‘Spider-Man’ Settlement

A settlement has been reached between the producers of “Spider-Man: Turn Off the Dark” and its fired director, Julie Taymor, ending a bitter legal fight over what has become Broadway’s most expensive show.

“All claims between all of the parties in the litigation have been resolved,” both sides said in a statement Wednesday. No details about the settlement or how it was reached were immediately revealed.

Taymor, who was the original “Spider-Man” director and co-book writer, was fired after years of delays, accidents and critical backlash to a show whose $75 million price tag ballooned to make it the most expensive in Broadway history.

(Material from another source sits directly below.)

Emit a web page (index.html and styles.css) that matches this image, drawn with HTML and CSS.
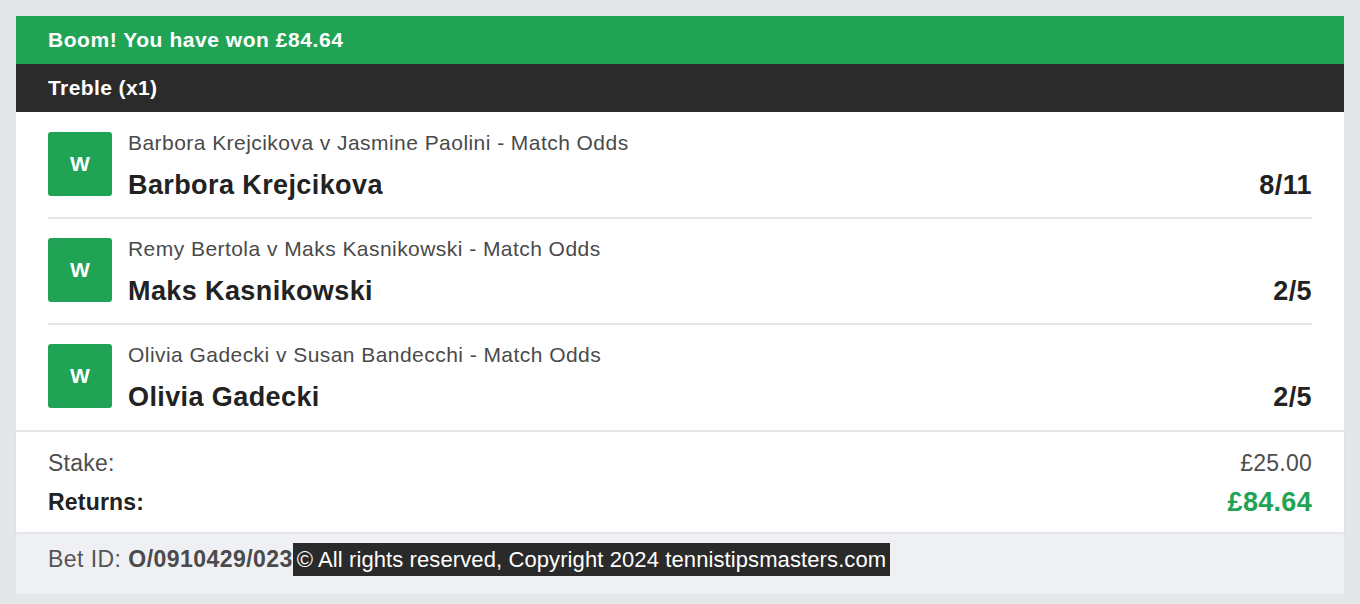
FILE: index.html
```html
<!DOCTYPE html>
<html lang="en">
<head>
<meta charset="utf-8">
<title>Bet receipt</title>
<link rel="stylesheet" href="styles.css">
</head>
<body>
<div class="card">
  <div class="win-banner">Boom! You have won £84.64</div>
  <div class="bet-type">Treble (x1)</div>
  <div class="selections">
    <div class="selection">
      <div class="badge">W</div>
      <div class="sel-body">
        <div class="market">Barbora Krejcikova v Jasmine Paolini - Match Odds</div>
        <div class="pick-line"><span class="pick">Barbora Krejcikova</span><span class="odds">8/11</span></div>
      </div>
    </div>
    <div class="selection">
      <div class="badge">W</div>
      <div class="sel-body">
        <div class="market">Remy Bertola v Maks Kasnikowski - Match Odds</div>
        <div class="pick-line"><span class="pick">Maks Kasnikowski</span><span class="odds">2/5</span></div>
      </div>
    </div>
    <div class="selection">
      <div class="badge">W</div>
      <div class="sel-body">
        <div class="market">Olivia Gadecki v Susan Bandecchi - Match Odds</div>
        <div class="pick-line"><span class="pick">Olivia Gadecki</span><span class="odds">2/5</span></div>
      </div>
    </div>
  </div>
  <div class="summary">
    <div class="sum-row stake"><span>Stake:</span><span>£25.00</span></div>
    <div class="sum-row returns"><span>Returns:</span><span class="ret-val">£84.64</span></div>
  </div>
  <div class="footer"><span class="bet-id">Bet ID: <b>O/0910429/023</b></span><span class="copyright">© All rights reserved, Copyright 2024 tennistipsmasters.com</span></div>
</div>
</body>
</html>
```
FILE: styles.css
```css
html, body {
  margin: 0;
  padding: 0;
}
body {
  background: #e4e7ea;
  font-family: "Liberation Sans", Arial, sans-serif;
  padding: 16px 16px 10px;
}
.card {
  background: #fff;
}
.win-banner {
  background: #21a355;
  color: #fff;
  font-weight: bold;
  font-size: 21px;
  letter-spacing: 0.55px;
  height: 48px;
  line-height: 48px;
  padding: 0 32px;
}
.bet-type {
  background: #2b2b2b;
  color: #fff;
  font-weight: bold;
  font-size: 21px;
  letter-spacing: 0.4px;
  height: 48px;
  line-height: 48px;
  padding: 0 32px;
}
.selections {
  padding: 1px 32px 0;
}
.selection {
  display: flex;
  align-items: flex-start;
  gap: 16px;
  padding: 19px 0 21px;
  border-bottom: 2px solid #e6e6e6;
}
.selection:last-child {
  border-bottom: none;
  padding-bottom: 22px;
}
.badge {
  flex: none;
  width: 64px;
  height: 64px;
  border-radius: 3px;
  background: #21a355;
  color: #fff;
  font-weight: bold;
  font-size: 21px;
  display: flex;
  align-items: center;
  justify-content: center;
}
.sel-body {
  flex: 1;
  display: flex;
  flex-direction: column;
  height: 64px;
}
.market {
  font-size: 21px;
  letter-spacing: 0.45px;
  color: #4a4a4a;
  line-height: 22px;
}
.pick-line {
  display: flex;
  justify-content: space-between;
  align-items: center;
  margin-top: 20px;
  line-height: 22px;
  font-size: 27px;
  font-weight: bold;
  letter-spacing: 0.4px;
  color: #222;
}
.summary {
  border-top: 2px solid #e6e6e6;
  padding: 18px 32px 16px;
  box-shadow: 0 1px 2px rgba(0, 0, 0, 0.08);
  position: relative;
}
.sum-row {
  display: flex;
  justify-content: space-between;
  align-items: center;
}
.stake {
  font-size: 23px;
  letter-spacing: 0.25px;
  color: #4d4d4d;
  line-height: 26px;
}
.returns {
  margin-top: 12px;
  font-size: 23px;
  font-weight: bold;
  letter-spacing: 0.2px;
  color: #222;
  line-height: 28px;
}
.ret-val {
  font-size: 27px;
  letter-spacing: 0.3px;
  color: #21a355;
}
.footer {
  background: #eef0f3;
  padding: 11px 32px 18px;
  display: flex;
  align-items: center;
}
.bet-id {
  font-size: 23px;
  letter-spacing: 0.45px;
  color: #555;
  line-height: 33px;
}
.bet-id b {
  color: #4a4a4a;
}
.copyright {
  display: inline-block;
  background: #2a2a2a;
  color: #fff;
  font-size: 22px;
  letter-spacing: 0.1px;
  line-height: 33px;
  padding: 0 4px;
}
```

The show, which features music by U2’s Bono and The Edge, opened in November 2010, but spent months in previews and retooling before officially opening a few days after the Tony Awards in June 2011. It has since become a financial hit at the box office.

In November 2011, Taymor slapped the producers — led by Michael Cohl and Jeremiah J. Harris — as well as Glen Berger, her former co-book writer, with a federal copyright infringement lawsuit, alleging they violated her creative rights and hadn’t compensated her for the work she put into the show. The producers’ filed a counterclaim asserting the copyright claims were baseless.

“We’re happy to put all this behind us,” said a statement by Cohl and Harris. For her part, Taymor was quoted in the release as saying: “I’m pleased to have reached an agreement and hope for the continued success of `Spider-Man,’ both on Broadway and beyond.”

Messages left for lawyers on both side were not immediately returned.

Taymor’s lawsuit sought half of all profits derived from the sale, license, transfer or lease of any rights in the original “Spider-Man” book along with a permanent ban of the use of her name or likeness in connection with a documentary film that was made of the birth of the musical without her written consent.

It also sought a jury trial to determine her share of profits from the unauthorized use of her version of the superhero story, which it said was believed to be in excess of $1 million.

Manhattan federal Judge Katherine Forrest had set a May 27 trial date after lawyers for Taymor asked that the case move forward because a settlement was never finalized. But that looming legal showdown is now off.

The legal wrangling revealed a behind-the-scenes atmosphere that was secretive and slightly paranoid. Taymor alleged that Berger was told to quietly work on changes to the story without Taymor’s knowledge — called “Plan X” — that in an email Berger complained led him to lead a “double life,” both working with and against Taymor.

On Wednesday, Berger said in a statement: “I am very glad the parties have put the claims behind them. I look forward to seeing fruitful work from all those involved.”

The stunt-heavy show has done brisk business ever since it opened its doors and most weeks easily grosses more than the $1.2 million the producers have indicated they need to reach to stay viable and pay off debts.

After Taymor left, writer Roberto Aguirre-Sacasa, director Philip William McKinley and choreographer Chase Brock cleaned up a story that had wandered into darker and mythological themes, while Bono and The Edge reworked the songs. More flying stunts were added and the romance between Peter Parker and Mary Jane returned to center stage.

Four comic-book fans who framed the plot and represented Taymor, Bono, The Edge and Berger — were cut. The role of a villainous spider-woman named Arachne was scaled back and the Green Goblin’s role was enhanced.

Taymor had alleged that the show hadn’t been re-imagined after her firing and that what audiences are seeing at the Foxwoods Theatre is essentially the same show she directed.

On opening night, Taymor received a standing ovation and kisses from cast members, as well as from Bono and The Edge. The three were all smiles and posed for pictures together on the red carpet.